Task goal> All of the data should be repeated exactly; pictures are not part of the copy.
------------------------
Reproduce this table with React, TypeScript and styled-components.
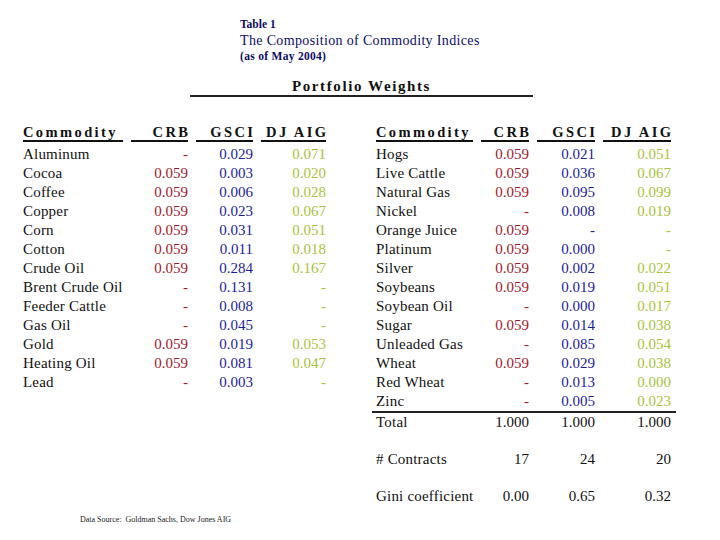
import React from "react";
import styled, { createGlobalStyle } from "styled-components";

type Tone = "crb" | "gsci" | "dj" | "plain";

const tones: Record<Tone, string> = {
  crb: "#a5182c",
  gsci: "#1d1d9c",
  dj: "#a8c43a",
  plain: "#111",
};

type Row = [string, string, string, string];

const leftRows: Row[] = [
  ["Aluminum", "-", "0.029", "0.071"],
  ["Cocoa", "0.059", "0.003", "0.020"],
  ["Coffee", "0.059", "0.006", "0.028"],
  ["Copper", "0.059", "0.023", "0.067"],
  ["Corn", "0.059", "0.031", "0.051"],
  ["Cotton", "0.059", "0.011", "0.018"],
  ["Crude Oil", "0.059", "0.284", "0.167"],
  ["Brent Crude Oil", "-", "0.131", "-"],
  ["Feeder Cattle", "-", "0.008", "-"],
  ["Gas Oil", "-", "0.045", "-"],
  ["Gold", "0.059", "0.019", "0.053"],
  ["Heating Oil", "0.059", "0.081", "0.047"],
  ["Lead", "-", "0.003", "-"],
];

const rightRows: Row[] = [
  ["Hogs", "0.059", "0.021", "0.051"],
  ["Live Cattle", "0.059", "0.036", "0.067"],
  ["Natural Gas", "0.059", "0.095", "0.099"],
  ["Nickel", "-", "0.008", "0.019"],
  ["Orange Juice", "0.059", "-", "-"],
  ["Platinum", "0.059", "0.000", "-"],
  ["Silver", "0.059", "0.002", "0.022"],
  ["Soybeans", "0.059", "0.019", "0.051"],
  ["Soybean Oil", "-", "0.000", "0.017"],
  ["Sugar", "0.059", "0.014", "0.038"],
  ["Unleaded Gas", "-", "0.085", "0.054"],
  ["Wheat", "0.059", "0.029", "0.038"],
  ["Red Wheat", "-", "0.013", "0.000"],
  ["Zinc", "-", "0.005", "0.023"],
];

const GlobalStyle = createGlobalStyle`
  html, body {
    margin: 0;
    padding: 0;
    background: #fff;
  }
  body {
    font-family: "Liberation Serif", "Times New Roman", serif;
    color: #111;
  }
`;

const Page = styled.div`
  width: 720px;
  height: 540px;
  overflow: hidden;
  padding-top: 17px;
  box-sizing: border-box;
`;

const TitleBlock = styled.div`
  padding-left: 240px;
  color: #0c0c66;
`;

const TableNo = styled.div`
  font-size: 11.5px;
  font-weight: bold;
  line-height: 15px;
`;

const Title = styled.div`
  font-size: 14px;
  letter-spacing: 0.35px;
  line-height: 17px;
`;

const AsOf = styled.div`
  font-size: 11.5px;
  font-weight: bold;
  letter-spacing: 0.3px;
  line-height: 14px;
`;

const Weights = styled.div`
  margin: 14px 0 0 190px;
  width: 343px;
  text-align: center;
  font-size: 15px;
  font-weight: bold;
  letter-spacing: 1.6px;
  line-height: 18px;
  border-bottom: 2px solid #222;
`;

const Tables = styled.div`
  display: flex;
  gap: 50px;
  margin-top: 27px;
  padding-left: 23px;
`;

const Grid = styled.div<{ $cols: string }>`
  display: grid;
  grid-template-columns: ${(p) => p.$cols};
  column-gap: 8px;
`;

const Head = styled.div<{ $right?: boolean }>`
  font-size: 14.5px;
  font-weight: bold;
  letter-spacing: 2.4px;
  line-height: 16px;
  border-bottom: 2px solid #111;
  text-align: ${(p) => (p.$right ? "right" : "left")};
  margin-bottom: 3px;
  white-space: nowrap;

  span {
    margin-right: ${(p) => (p.$right ? "-2.4px" : "0")};
  }
`;

const Name = styled.div`
  font-size: 15px;
  letter-spacing: 0.2px;
  line-height: 19px;
  white-space: nowrap;
`;

const Num = styled.div<{ $tone: Tone }>`
  font-size: 15px;
  line-height: 19px;
  text-align: right;
  color: ${(p) => tones[p.$tone]};
`;

const TotalBlock = styled.div`
  margin: 0 -5px 0 -4px;
  padding: 0 5px 0 4px;
  border-top: 2px solid #222;
`;

const Extra = styled.div`
  margin-top: 18px;
`;

const Note = styled.div`
  margin: 9px 0 0 80px;
  font-size: 8px;
  line-height: 10px;
  color: #222;
`;

const LEFT_COLS = "100px 57px 57px 65px";
const RIGHT_COLS = "97px 48px 58px 68px";

const HeaderRow = () => (
  <>
    <Head>Commodity</Head>
    <Head $right><span>CRB</span></Head>
    <Head $right><span>GSCI</span></Head>
    <Head $right><span>DJ AIG</span></Head>
  </>
);

const DataRows = ({ rows }: { rows: Row[] }) => (
  <>
    {rows.map(([name, crb, gsci, dj]) => (
      <React.Fragment key={name}>
        <Name>{name}</Name>
        <Num $tone="crb">{crb}</Num>
        <Num $tone="gsci">{gsci}</Num>
        <Num $tone="dj">{dj}</Num>
      </React.Fragment>
    ))}
  </>
);

const PlainRow = ({ row }: { row: Row }) => (
  <>
    <Name>{row[0]}</Name>
    <Num $tone="plain">{row[1]}</Num>
    <Num $tone="plain">{row[2]}</Num>
    <Num $tone="plain">{row[3]}</Num>
  </>
);

export default function App() {
  return (
    <Page>
      <GlobalStyle />
      <TitleBlock>
        <TableNo>Table 1</TableNo>
        <Title>The Composition of Commodity Indices</Title>
        <AsOf>(as of May 2004)</AsOf>
      </TitleBlock>
      <Weights>Portfolio Weights</Weights>
      <Tables>
        <div>
          <Grid $cols={LEFT_COLS}>
            <HeaderRow />
            <DataRows rows={leftRows} />
          </Grid>
        </div>
        <div>
          <Grid $cols={RIGHT_COLS}>
            <HeaderRow />
            <DataRows rows={rightRows} />
          </Grid>
          <TotalBlock>
            <Grid $cols={RIGHT_COLS}>
              <PlainRow row={["Total", "1.000", "1.000", "1.000"]} />
            </Grid>
          </TotalBlock>
          <Extra>
            <Grid $cols={RIGHT_COLS}>
              <PlainRow row={["# Contracts", "17", "24", "20"]} />
            </Grid>
          </Extra>
          <Extra>
            <Grid $cols={RIGHT_COLS}>
              <PlainRow row={["Gini coefficient", "0.00", "0.65", "0.32"]} />
            </Grid>
          </Extra>
        </div>
      </Tables>
      <Note>Data Source:&nbsp; Goldman Sachs, Dow Jones AIG</Note>
    </Page>
  );
}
------------------------
Task response>
Reproduce this table with React, TypeScript and styled-components.
import React from "react";
import styled, { createGlobalStyle } from "styled-components";

type Tone = "crb" | "gsci" | "dj" | "plain";

const tones: Record<Tone, string> = {
  crb: "#a5182c",
  gsci: "#1d1d9c",
  dj: "#a8c43a",
  plain: "#111",
};

type Row = [string, string, string, string];

const leftRows: Row[] = [
  ["Aluminum", "-", "0.029", "0.071"],
  ["Cocoa", "0.059", "0.003", "0.020"],
  ["Coffee", "0.059", "0.006", "0.028"],
  ["Copper", "0.059", "0.023", "0.067"],
  ["Corn", "0.059", "0.031", "0.051"],
  ["Cotton", "0.059", "0.011", "0.018"],
  ["Crude Oil", "0.059", "0.284", "0.167"],
  ["Brent Crude Oil", "-", "0.131", "-"],
  ["Feeder Cattle", "-", "0.008", "-"],
  ["Gas Oil", "-", "0.045", "-"],
  ["Gold", "0.059", "0.019", "0.053"],
  ["Heating Oil", "0.059", "0.081", "0.047"],
  ["Lead", "-", "0.003", "-"],
];

const rightRows: Row[] = [
  ["Hogs", "0.059", "0.021", "0.051"],
  ["Live Cattle", "0.059", "0.036", "0.067"],
  ["Natural Gas", "0.059", "0.095", "0.099"],
  ["Nickel", "-", "0.008", "0.019"],
  ["Orange Juice", "0.059", "-", "-"],
  ["Platinum", "0.059", "0.000", "-"],
  ["Silver", "0.059", "0.002", "0.022"],
  ["Soybeans", "0.059", "0.019", "0.051"],
  ["Soybean Oil", "-", "0.000", "0.017"],
  ["Sugar", "0.059", "0.014", "0.038"],
  ["Unleaded Gas", "-", "0.085", "0.054"],
  ["Wheat", "0.059", "0.029", "0.038"],
  ["Red Wheat", "-", "0.013", "0.000"],
  ["Zinc", "-", "0.005", "0.023"],
];

const GlobalStyle = createGlobalStyle`
  html, body {
    margin: 0;
    padding: 0;
    background: #fff;
  }
  body {
    font-family: "Liberation Serif", "Times New Roman", serif;
    color: #111;
  }
`;

const Page = styled.div`
  width: 720px;
  height: 540px;
  overflow: hidden;
  padding-top: 17px;
  box-sizing: border-box;
`;

const TitleBlock = styled.div`
  padding-left: 240px;
  color: #0c0c66;
`;

const TableNo = styled.div`
  font-size: 11.5px;
  font-weight: bold;
  line-height: 15px;
`;

const Title = styled.div`
  font-size: 14px;
  letter-spacing: 0.35px;
  line-height: 17px;
`;

const AsOf = styled.div`
  font-size: 11.5px;
  font-weight: bold;
  letter-spacing: 0.3px;
  line-height: 14px;
`;

const Weights = styled.div`
  margin: 14px 0 0 190px;
  width: 343px;
  text-align: center;
  font-size: 15px;
  font-weight: bold;
  letter-spacing: 1.6px;
  line-height: 18px;
  border-bottom: 2px solid #222;
`;

const Tables = styled.div`
  display: flex;
  gap: 50px;
  margin-top: 27px;
  padding-left: 23px;
`;

const Grid = styled.div<{ $cols: string }>`
  display: grid;
  grid-template-columns: ${(p) => p.$cols};
  column-gap: 8px;
`;

const Head = styled.div<{ $right?: boolean }>`
  font-size: 14.5px;
  font-weight: bold;
  letter-spacing: 2.4px;
  line-height: 16px;
  border-bottom: 2px solid #111;
  text-align: ${(p) => (p.$right ? "right" : "left")};
  margin-bottom: 3px;
  white-space: nowrap;

  span {
    margin-right: ${(p) => (p.$right ? "-2.4px" : "0")};
  }
`;

const Name = styled.div`
  font-size: 15px;
  letter-spacing: 0.2px;
  line-height: 19px;
  white-space: nowrap;
`;

const Num = styled.div<{ $tone: Tone }>`
  font-size: 15px;
  line-height: 19px;
  text-align: right;
  color: ${(p) => tones[p.$tone]};
`;

const TotalBlock = styled.div`
  margin: 0 -5px 0 -4px;
  padding: 0 5px 0 4px;
  border-top: 2px solid #222;
`;

const Extra = styled.div`
  margin-top: 18px;
`;

const Note = styled.div`
  margin: 9px 0 0 80px;
  font-size: 8px;
  line-height: 10px;
  color: #222;
`;

const LEFT_COLS = "100px 57px 57px 65px";
const RIGHT_COLS = "97px 48px 58px 68px";

const HeaderRow = () => (
  <>
    <Head>Commodity</Head>
    <Head $right><span>CRB</span></Head>
    <Head $right><span>GSCI</span></Head>
    <Head $right><span>DJ AIG</span></Head>
  </>
);

const DataRows = ({ rows }: { rows: Row[] }) => (
  <>
    {rows.map(([name, crb, gsci, dj]) => (
      <React.Fragment key={name}>
        <Name>{name}</Name>
        <Num $tone="crb">{crb}</Num>
        <Num $tone="gsci">{gsci}</Num>
        <Num $tone="dj">{dj}</Num>
      </React.Fragment>
    ))}
  </>
);

const PlainRow = ({ row }: { row: Row }) => (
  <>
    <Name>{row[0]}</Name>
    <Num $tone="plain">{row[1]}</Num>
    <Num $tone="plain">{row[2]}</Num>
    <Num $tone="plain">{row[3]}</Num>
  </>
);

export default function App() {
  return (
    <Page>
      <GlobalStyle />
      <TitleBlock>
        <TableNo>Table 1</TableNo>
        <Title>The Composition of Commodity Indices</Title>
        <AsOf>(as of May 2004)</AsOf>
      </TitleBlock>
      <Weights>Portfolio Weights</Weights>
      <Tables>
        <div>
          <Grid $cols={LEFT_COLS}>
            <HeaderRow />
            <DataRows rows={leftRows} />
          </Grid>
        </div>
        <div>
          <Grid $cols={RIGHT_COLS}>
            <HeaderRow />
            <DataRows rows={rightRows} />
          </Grid>
          <TotalBlock>
            <Grid $cols={RIGHT_COLS}>
              <PlainRow row={["Total", "1.000", "1.000", "1.000"]} />
            </Grid>
          </TotalBlock>
          <Extra>
            <Grid $cols={RIGHT_COLS}>
              <PlainRow row={["# Contracts", "17", "24", "20"]} />
            </Grid>
          </Extra>
          <Extra>
            <Grid $cols={RIGHT_COLS}>
              <PlainRow row={["Gini coefficient", "0.00", "0.65", "0.32"]} />
            </Grid>
          </Extra>
        </div>
      </Tables>
      <Note>Data Source:&nbsp; Goldman Sachs, Dow Jones AIG</Note>
    </Page>
  );
}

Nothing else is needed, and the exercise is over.